Anik Suzuki, Christianne Schmitt e Lucia Ritzel

A gestão de reputação repercute não só no resultado financeiro das empresas, mas no resultado das ações à sociedade, diz Pedro – Fotos: Gladstone Campos / Especial RF

Um dos gestores mais versáteis do país, Pedro Parente maneja como poucos situações de alta complexidade. Seja no setor público ou na iniciativa privada, é reconhecido pela condução bem-sucedida de processos de enfrentamento de crises e de recomposição de culturas organizacionais fragmentadas. Comandou o comitê responsável por administrar a crise energética, em 2001, esteve na linha de frente de três ministérios no governo Fernando Henrique Cardoso (1995-2003), liderou empresas como Bunge Brasil, Petrobras, Grupo RBS e BRF, é sócio-fundador da eB Capital, gestora de private equity.

Conversar com ele é uma aula sobre cenários. Também é um olhar apurado e prático sobre negócios de alto impacto e o papel da reputação na jornada para alcançar resultados extraordinários.

Nesta entrevista, realizada na sede da eB Capital, um escritório elegante, iluminado e acolhedor, na avenida Brigadeiro Faria Lima, em São Paulo, Pedro falou sobre os desafios do Brasil, o clima de incertezas e a necessidade urgente de investimentos para fazer o país voltar a crescer. Comentou sobre o caso Americanas, que vivencia uma crise acesa pela divulgação de inconsistências contábeis em seu balanço, postulou a relevância da gestão de risco e da elaboração de planos de contingência nas organizações para avaliarem impactos que podem afetar a sobrevivência do negócio e reforçou, ainda, que reputação é tema de responsabilidade do board e do comando das empresas.

“Reputação faz parte da cultura. O que é fundamental é que a iniciativa tenha não apenas a aprovação da liderança máxima da empresa, mas que, de fato, seja liderada pelo presidente. Senão, ninguém acredita que é para valer. Se isso não for parte da agenda do líder da instituição, porque merece ser, porque tem de ser pela relevância que tem para empresa, não vai adiantar”, disse.

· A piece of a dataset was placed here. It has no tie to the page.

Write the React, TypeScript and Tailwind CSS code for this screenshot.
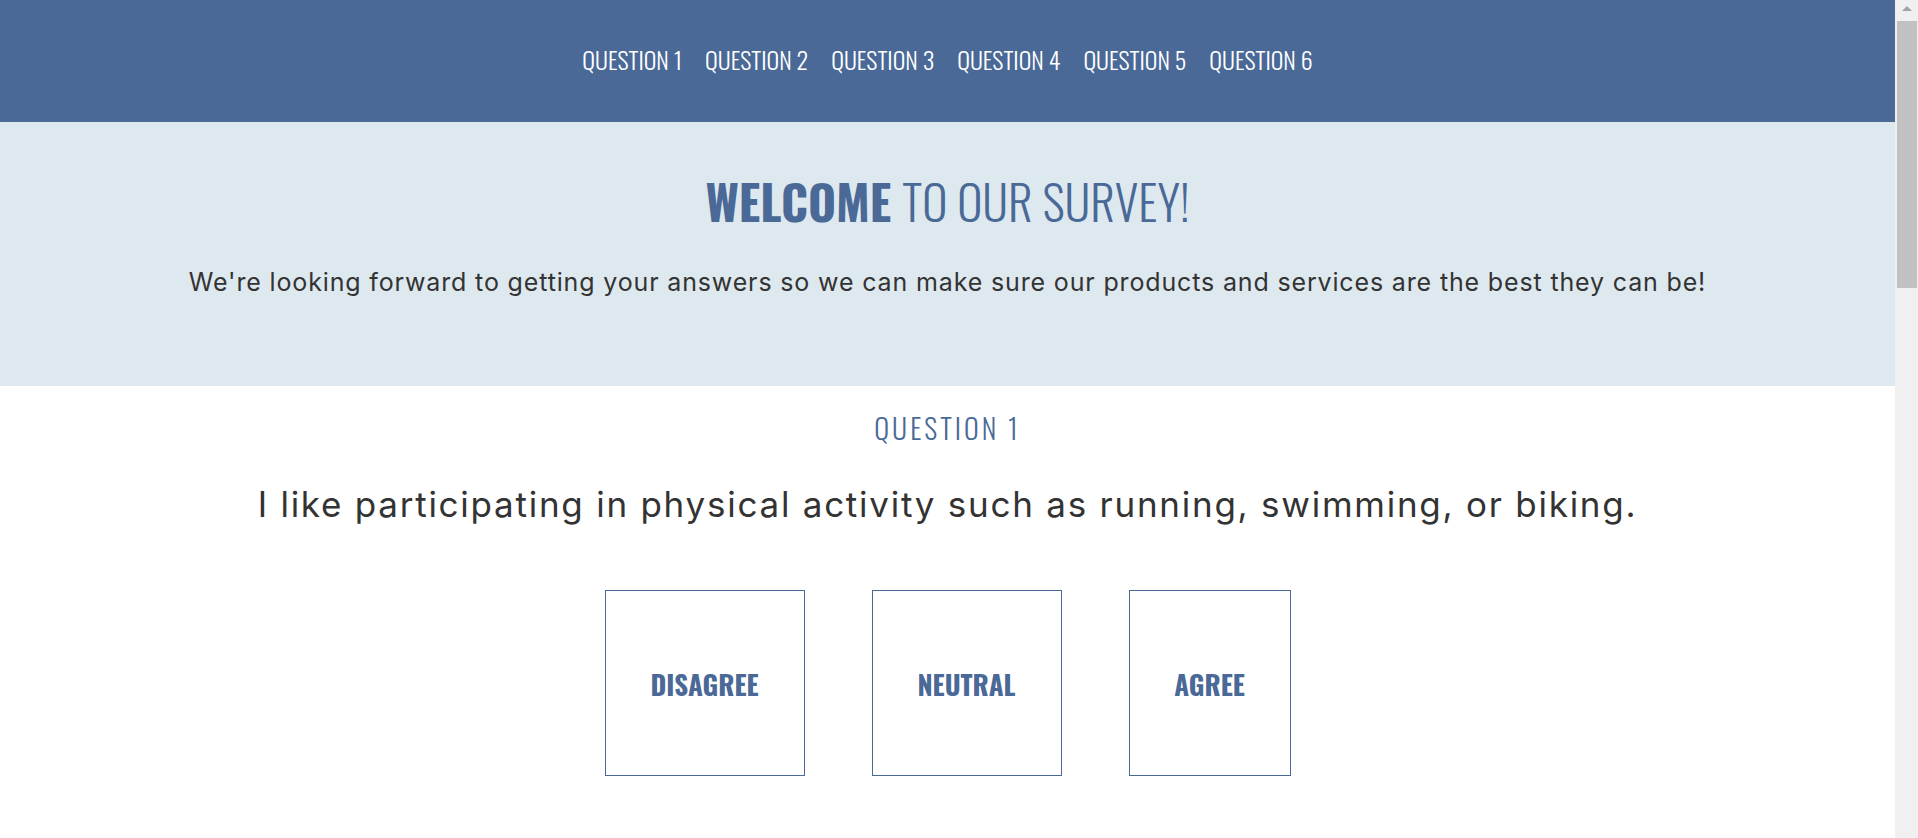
export default function App() {
  const navItems = ["QUESTION 1", "QUESTION 2", "QUESTION 3", "QUESTION 4", "QUESTION 5", "QUESTION 6"];
  return (
    <div className="flex h-[838px] w-full overflow-hidden bg-white">
      <main className="flex min-w-0 flex-1 flex-col">
        <nav className="flex h-[122px] shrink-0 items-center justify-center gap-[23px] bg-[#4a6997] pb-[4px]">
          {navItems.map((n) => (
            <a
              key={n}
              className="font-['Oswald','Liberation_Sans_Narrow','DejaVu_Sans_Condensed',sans-serif] text-[24px] font-light leading-none text-white"
            >
              {n}
            </a>
          ))}
        </nav>
        <section className="flex h-[264px] shrink-0 flex-col items-center bg-[#dee8ef] pt-[55px]">
          <h1 className="font-['Oswald','Liberation_Sans_Narrow','DejaVu_Sans_Condensed',sans-serif] text-[48px] leading-none text-[#4a6997]">
            <span className="font-bold">WELCOME</span> <span className="font-light">TO OUR SURVEY!</span>
          </h1>
          <p className="mt-[45px] font-['Inter',sans-serif] text-[25px] leading-none tracking-[0.85px] text-[#333333]">
            We're looking forward to getting your answers so we can make sure our products and services are the best they can be!
          </p>
        </section>
        <section className="flex flex-1 flex-col items-center pt-[28px]">
          <h2 className="font-['Oswald','Liberation_Sans_Narrow','DejaVu_Sans_Condensed',sans-serif] text-[28px] font-light leading-none tracking-[3px] text-[#4a6997]">
            QUESTION 1
          </h2>
          <p className="mt-[45px] font-['Inter',sans-serif] text-[35px] leading-none tracking-[1.75px] text-[#333333]">
            I like participating in physical activity such as running, swimming, or biking.
          </p>
          <div className="mt-[68px] flex gap-[67px]">
            {[
              ["DISAGREE", "w-[200px]"],
              ["NEUTRAL", "w-[190px]"],
              ["AGREE", "w-[162px]"],
            ].map(([label, w]) => (
              <div
                key={label}
                className={`${w} flex h-[186px] items-center justify-center border border-[#4a6997] pt-[2px]`}
              >
                <span className="font-['Oswald','Liberation_Sans_Narrow','DejaVu_Sans_Condensed',sans-serif] text-[27px] font-bold leading-none text-[#4a6997]">
                  {label}
                </span>
              </div>
            ))}
          </div>
        </section>
      </main>
      <div className="flex h-full w-[23px] shrink-0 flex-col items-center bg-[#f0f0f0]">
        <div className="mt-[6px] h-0 w-0 border-x-[5px] border-b-[5px] border-x-transparent border-b-[#a3a3a3]" />
        <div className="mt-[10px] ml-[1px] h-[267px] w-[20px] bg-[#c1c1c1]" />
      </div>
    </div>
  );
}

Acompanhe, a seguir, os principais trechos da entrevista:

À luz do cenário econômico e político, quais são os desafios das empresas para 2023 e como a reputação pode contribuir?

Temos uma grande incógnita de natureza macroeconômica e uma de natureza política. O Lula nunca se comprometeu com nenhuma direção para o seu governo. Temos um desafio fiscal pela frente, e há duas grandes maneiras de você resolver: uma é fazer uma gestão fiscal, seja por meio da redução de despesa ou do aumento da receita, via carga tributária, e a outra é com crescimento econômico. Para isso, é fundamental a confiança dos agentes econômicos. E, portanto, o preço a pagar por um ajuste fiscal será maior se não houver confiança. E temos a questão política, que enfrentou uma situação gravíssima. A gente vê sinais muito contraditórios sobre como seguir. Parece que alguém vai jogando sujeira e outro vai limpando atrás, rapidinho.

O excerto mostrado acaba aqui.